Renato Feder, convidado por Bolsonaro ao MEC, comparou escola com lanchonete

Vinícius Prado, de Curitiba, PR
Geraldo Bubniak/ANPr

Renato Feder é indicado pelo presidente Bolsonaro para o Ministério da Educação

Após a desastrosa indicação que Carlos Decotelli para o Ministério da Educação, o presidente Jair Bolsonaro convidou para o MEC um nome que já havia sido cotado anteriormente. Renato Feder, CEO da Multilaser Feder, pode desembarcar em Brasília com a experiência de um ano e meio a frente da Secretaria de Estado da Educação do Paraná, um histórico de ataques aos servidores, precarização das condições de ensino e entregas de orçamento público ao setor privado.

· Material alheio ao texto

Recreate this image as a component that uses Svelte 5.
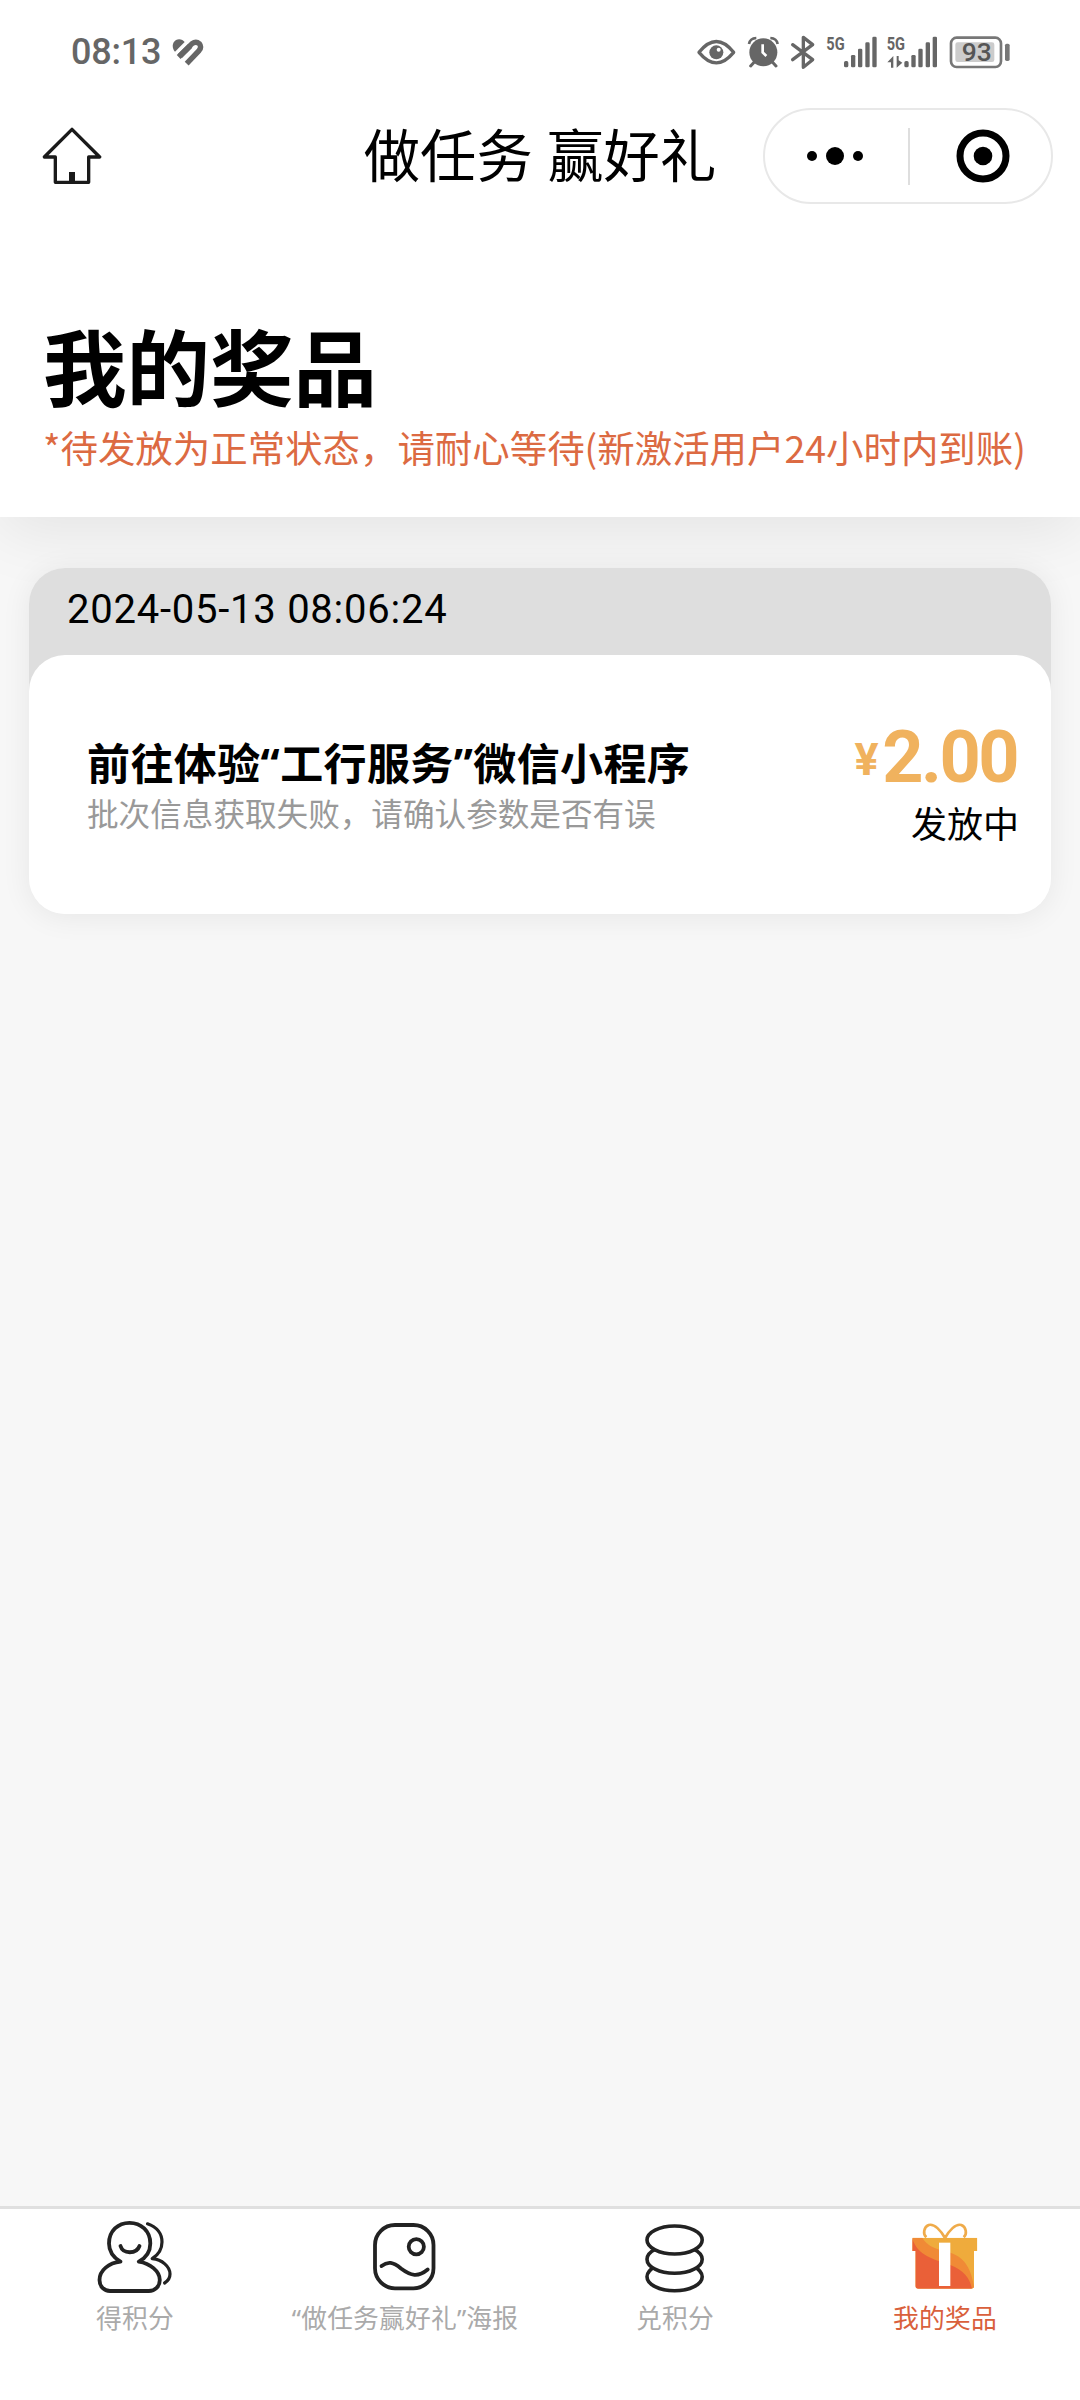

Além de ser um dos donos da Multilaser, gigante do setor de informática e empresa que em 2014 financiou movimentos contra o governo do PT, Renato Feder é um dos herdeiros do grupo Elgin, um império empresarial que, há mais de 60 anos, atua na área de refrigeração, aquecimento solar, entre outros. Bolsonaro está entregando o Ministério da Educação nas mãos de um legítimo representante do andar de cima. Feder não só atua a serviço dos interesses da grande burguesia, como faz parte dela.

Renato Feder defende uma lógica ultraliberal não só na sua concepção sobre educação, como em sua concepção sobre Estado. Ele deixa isso muito claro no livro que escreveu com seus sócio na Multilaser Alexandre Ostrowiecki, “Carregando o Elefante Branco: como livrar-se das amarras que impedem os brasileiros de decolar”. Neste livro, Feder e Ostrowiecki defendem a total privatização da educação, fim de maioria dos ministérios, inclusive do MEC e de Ministérios Militares.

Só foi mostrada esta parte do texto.